Most of the stuff I built for this was running on wamp, but I set up a command line script that I could activate when I left for work each morning so that if my perfect dog was available, I'd be able to take my 15m break and make the call to get her before anyone else could. Its a dog eat dog world. Especially when it comes to cute rescue puppies. For the record, I believe all dogs deserve to have a happy home, and that there is a perfect dog for everyone. That said, there is spectrum of dogs that you can cohabitate with and a spectrum of dogs you wouldn't want to. Some people don't like dogs that are too small since they get under foot, some people don't like dogs that are too hyper because they just want a lap dog, some people are allergic to hairier breeds. Some people are indiscriminate with their love of dogs.
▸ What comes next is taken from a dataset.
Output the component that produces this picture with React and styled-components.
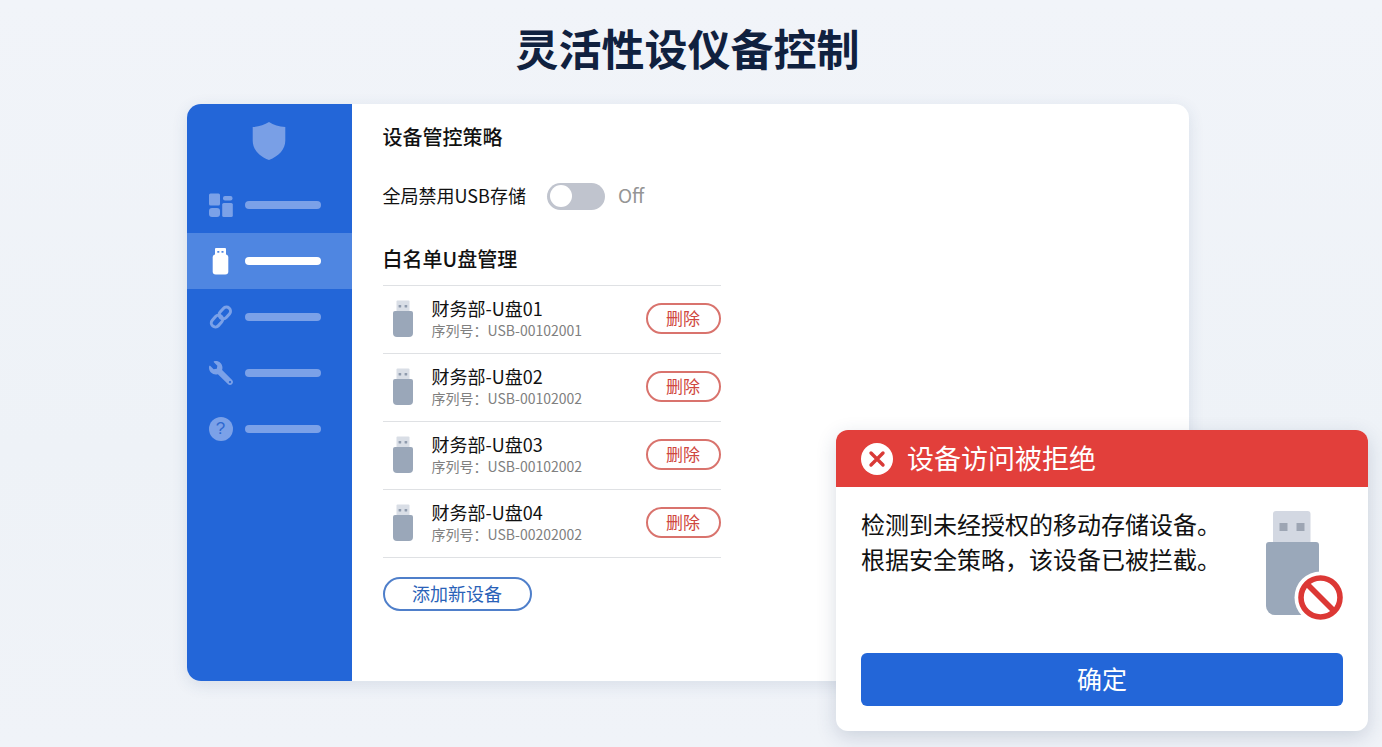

I am pretty discerning with the dogs I bring into my household, mostly because I've owned a lot of different breeds and have developed some preferences. The dog I ended up getting was a terrier mutt mix (Aussie shephard? Daushaund?) named Lulu for $200, who was listed under the wrong breed (craigslist had her down as a pomchi). She is still fearful of most new humans (and larger dogs) because of her abuse as a puppy, but she is practically a genius on the dog-intelligence scale and she is a delight to be around once she knows you. I've had her for about 2 years now, and I love her to pieces. I got her trained in under 2 months (all basic commands and potty), and she is as happy as a clam to be able to chase the squirrels in my backyard or sleep all day on my couch. The moral of this story is that without the crawler, I might not have known she existed in time to get her, and my home would definitely be poorer for that.

I was also able to use this crawler to get my second dog, a little puffball named Truffles. I'll likely use it to find my 3rd, 4th, and so on dogs for the rest of my life, since it seems quite effective. It has likely saved me dozens of hours in search-effort, and for my time, that's a hefty price to pay. I'd have gladly paid it for these two, but I'm glad that I didn't have to.